### EXERCISE
Repeat every line of the data exactly, but not the pictures.
--*--
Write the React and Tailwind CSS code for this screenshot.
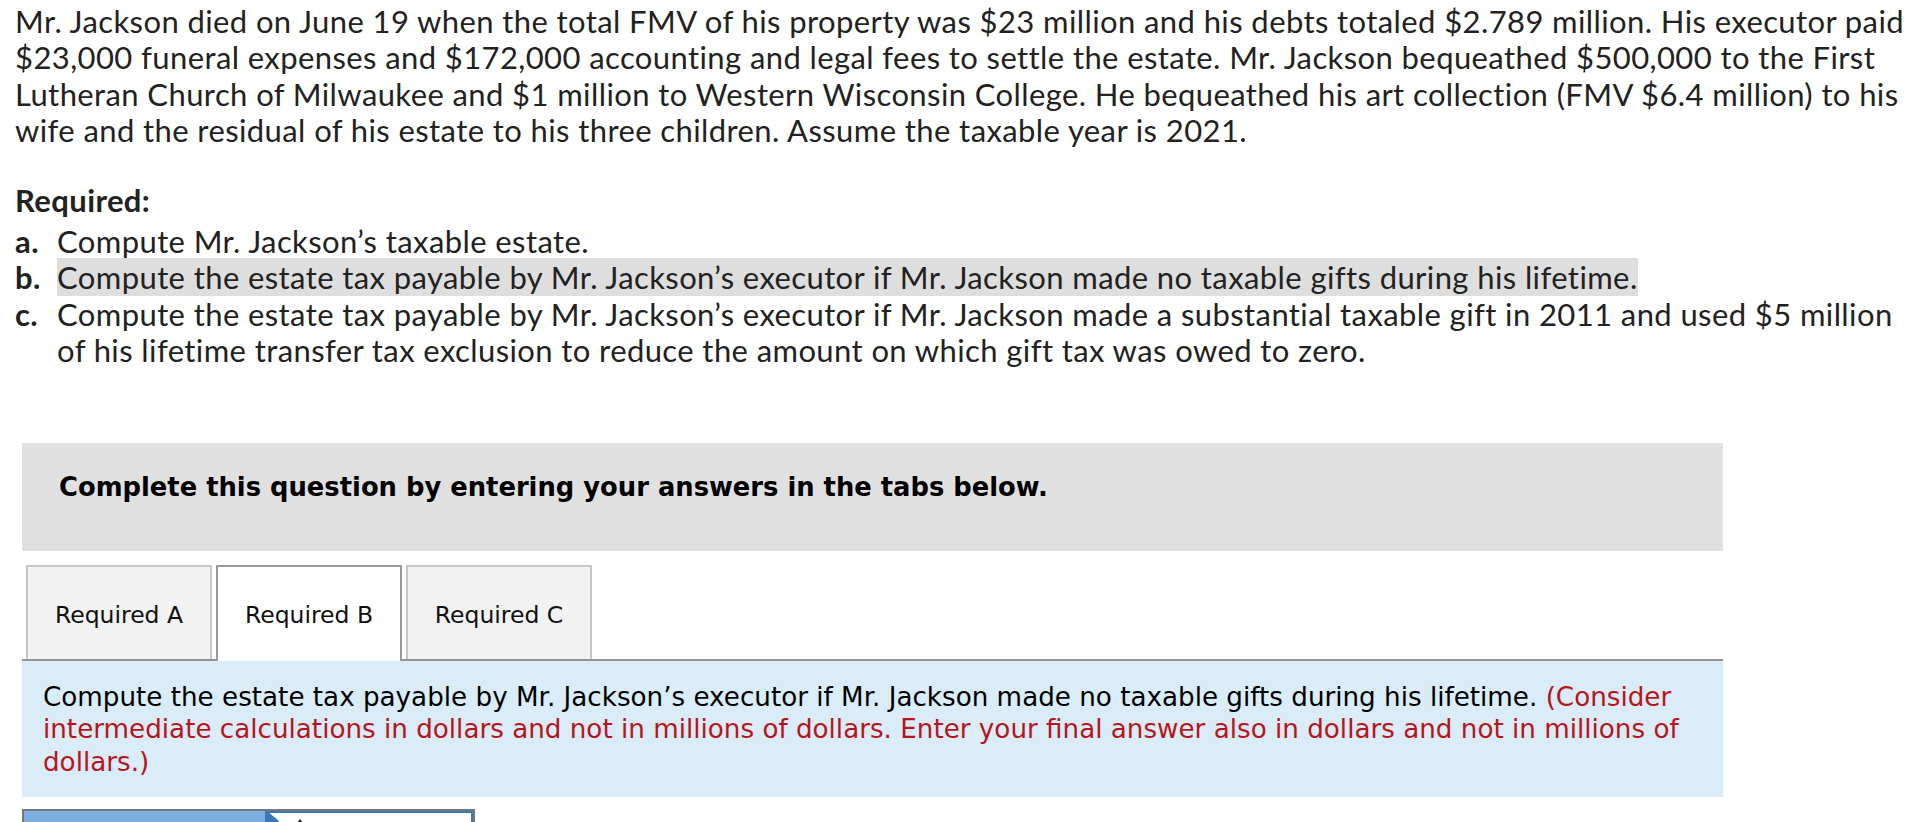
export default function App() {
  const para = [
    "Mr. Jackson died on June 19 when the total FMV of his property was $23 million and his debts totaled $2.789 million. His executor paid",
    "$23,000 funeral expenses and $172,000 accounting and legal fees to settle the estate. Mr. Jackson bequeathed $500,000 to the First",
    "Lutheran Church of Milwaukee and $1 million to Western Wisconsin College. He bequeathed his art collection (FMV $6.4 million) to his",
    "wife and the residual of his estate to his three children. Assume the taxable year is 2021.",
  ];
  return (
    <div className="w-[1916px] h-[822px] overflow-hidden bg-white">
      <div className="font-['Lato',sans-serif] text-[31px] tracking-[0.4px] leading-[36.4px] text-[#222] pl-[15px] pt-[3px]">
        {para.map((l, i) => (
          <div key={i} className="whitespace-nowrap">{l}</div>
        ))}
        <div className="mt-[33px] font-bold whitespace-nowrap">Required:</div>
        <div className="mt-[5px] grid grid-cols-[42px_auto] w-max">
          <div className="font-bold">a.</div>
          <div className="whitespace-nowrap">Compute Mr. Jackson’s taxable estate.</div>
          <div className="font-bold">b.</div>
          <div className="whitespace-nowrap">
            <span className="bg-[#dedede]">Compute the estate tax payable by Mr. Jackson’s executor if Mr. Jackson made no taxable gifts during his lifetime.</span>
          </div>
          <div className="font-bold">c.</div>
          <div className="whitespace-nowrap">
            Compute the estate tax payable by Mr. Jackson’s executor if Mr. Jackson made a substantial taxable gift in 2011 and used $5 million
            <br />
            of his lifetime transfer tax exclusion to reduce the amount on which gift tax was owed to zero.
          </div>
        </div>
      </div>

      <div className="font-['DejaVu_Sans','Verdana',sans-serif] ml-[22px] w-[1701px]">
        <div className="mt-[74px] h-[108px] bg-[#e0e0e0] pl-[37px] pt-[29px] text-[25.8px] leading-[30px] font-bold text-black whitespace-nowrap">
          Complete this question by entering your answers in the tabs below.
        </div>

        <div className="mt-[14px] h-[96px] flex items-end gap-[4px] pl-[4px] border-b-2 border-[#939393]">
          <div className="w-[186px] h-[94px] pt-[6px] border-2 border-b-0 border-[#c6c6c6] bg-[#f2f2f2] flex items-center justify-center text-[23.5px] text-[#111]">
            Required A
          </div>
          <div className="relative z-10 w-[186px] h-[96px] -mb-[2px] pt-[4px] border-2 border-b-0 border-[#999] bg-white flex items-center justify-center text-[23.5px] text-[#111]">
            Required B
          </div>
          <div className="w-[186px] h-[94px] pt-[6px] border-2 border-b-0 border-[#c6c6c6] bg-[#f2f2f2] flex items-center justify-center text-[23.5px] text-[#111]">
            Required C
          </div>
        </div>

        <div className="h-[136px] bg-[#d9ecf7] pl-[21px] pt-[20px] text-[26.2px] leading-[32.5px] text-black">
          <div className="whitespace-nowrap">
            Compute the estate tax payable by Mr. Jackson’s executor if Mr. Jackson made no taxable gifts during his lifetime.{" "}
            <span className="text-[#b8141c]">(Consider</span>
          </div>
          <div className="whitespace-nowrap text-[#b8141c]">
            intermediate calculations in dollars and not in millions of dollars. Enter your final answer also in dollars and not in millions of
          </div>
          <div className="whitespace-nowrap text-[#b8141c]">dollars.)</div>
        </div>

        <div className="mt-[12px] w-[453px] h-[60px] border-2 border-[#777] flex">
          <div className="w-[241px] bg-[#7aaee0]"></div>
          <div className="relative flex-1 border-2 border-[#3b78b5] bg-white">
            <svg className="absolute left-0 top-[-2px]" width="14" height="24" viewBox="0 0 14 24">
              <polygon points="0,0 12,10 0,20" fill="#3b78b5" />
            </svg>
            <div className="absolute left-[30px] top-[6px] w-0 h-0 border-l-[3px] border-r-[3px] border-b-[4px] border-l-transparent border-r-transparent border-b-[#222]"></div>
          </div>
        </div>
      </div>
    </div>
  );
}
--*--
### THE SOLUTION
Write the React and Tailwind CSS code for this screenshot.
export default function App() {
  const para = [
    "Mr. Jackson died on June 19 when the total FMV of his property was $23 million and his debts totaled $2.789 million. His executor paid",
    "$23,000 funeral expenses and $172,000 accounting and legal fees to settle the estate. Mr. Jackson bequeathed $500,000 to the First",
    "Lutheran Church of Milwaukee and $1 million to Western Wisconsin College. He bequeathed his art collection (FMV $6.4 million) to his",
    "wife and the residual of his estate to his three children. Assume the taxable year is 2021.",
  ];
  return (
    <div className="w-[1916px] h-[822px] overflow-hidden bg-white">
      <div className="font-['Lato',sans-serif] text-[31px] tracking-[0.4px] leading-[36.4px] text-[#222] pl-[15px] pt-[3px]">
        {para.map((l, i) => (
          <div key={i} className="whitespace-nowrap">{l}</div>
        ))}
        <div className="mt-[33px] font-bold whitespace-nowrap">Required:</div>
        <div className="mt-[5px] grid grid-cols-[42px_auto] w-max">
          <div className="font-bold">a.</div>
          <div className="whitespace-nowrap">Compute Mr. Jackson’s taxable estate.</div>
          <div className="font-bold">b.</div>
          <div className="whitespace-nowrap">
            <span className="bg-[#dedede]">Compute the estate tax payable by Mr. Jackson’s executor if Mr. Jackson made no taxable gifts during his lifetime.</span>
          </div>
          <div className="font-bold">c.</div>
          <div className="whitespace-nowrap">
            Compute the estate tax payable by Mr. Jackson’s executor if Mr. Jackson made a substantial taxable gift in 2011 and used $5 million
            <br />
            of his lifetime transfer tax exclusion to reduce the amount on which gift tax was owed to zero.
          </div>
        </div>
      </div>

      <div className="font-['DejaVu_Sans','Verdana',sans-serif] ml-[22px] w-[1701px]">
        <div className="mt-[74px] h-[108px] bg-[#e0e0e0] pl-[37px] pt-[29px] text-[25.8px] leading-[30px] font-bold text-black whitespace-nowrap">
          Complete this question by entering your answers in the tabs below.
        </div>

        <div className="mt-[14px] h-[96px] flex items-end gap-[4px] pl-[4px] border-b-2 border-[#939393]">
          <div className="w-[186px] h-[94px] pt-[6px] border-2 border-b-0 border-[#c6c6c6] bg-[#f2f2f2] flex items-center justify-center text-[23.5px] text-[#111]">
            Required A
          </div>
          <div className="relative z-10 w-[186px] h-[96px] -mb-[2px] pt-[4px] border-2 border-b-0 border-[#999] bg-white flex items-center justify-center text-[23.5px] text-[#111]">
            Required B
          </div>
          <div className="w-[186px] h-[94px] pt-[6px] border-2 border-b-0 border-[#c6c6c6] bg-[#f2f2f2] flex items-center justify-center text-[23.5px] text-[#111]">
            Required C
          </div>
        </div>

        <div className="h-[136px] bg-[#d9ecf7] pl-[21px] pt-[20px] text-[26.2px] leading-[32.5px] text-black">
          <div className="whitespace-nowrap">
            Compute the estate tax payable by Mr. Jackson’s executor if Mr. Jackson made no taxable gifts during his lifetime.{" "}
            <span className="text-[#b8141c]">(Consider</span>
          </div>
          <div className="whitespace-nowrap text-[#b8141c]">
            intermediate calculations in dollars and not in millions of dollars. Enter your final answer also in dollars and not in millions of
          </div>
          <div className="whitespace-nowrap text-[#b8141c]">dollars.)</div>
        </div>

        <div className="mt-[12px] w-[453px] h-[60px] border-2 border-[#777] flex">
          <div className="w-[241px] bg-[#7aaee0]"></div>
          <div className="relative flex-1 border-2 border-[#3b78b5] bg-white">
            <svg className="absolute left-0 top-[-2px]" width="14" height="24" viewBox="0 0 14 24">
              <polygon points="0,0 12,10 0,20" fill="#3b78b5" />
            </svg>
            <div className="absolute left-[30px] top-[6px] w-0 h-0 border-l-[3px] border-r-[3px] border-b-[4px] border-l-transparent border-r-transparent border-b-[#222]"></div>
          </div>
        </div>
      </div>
    </div>
  );
}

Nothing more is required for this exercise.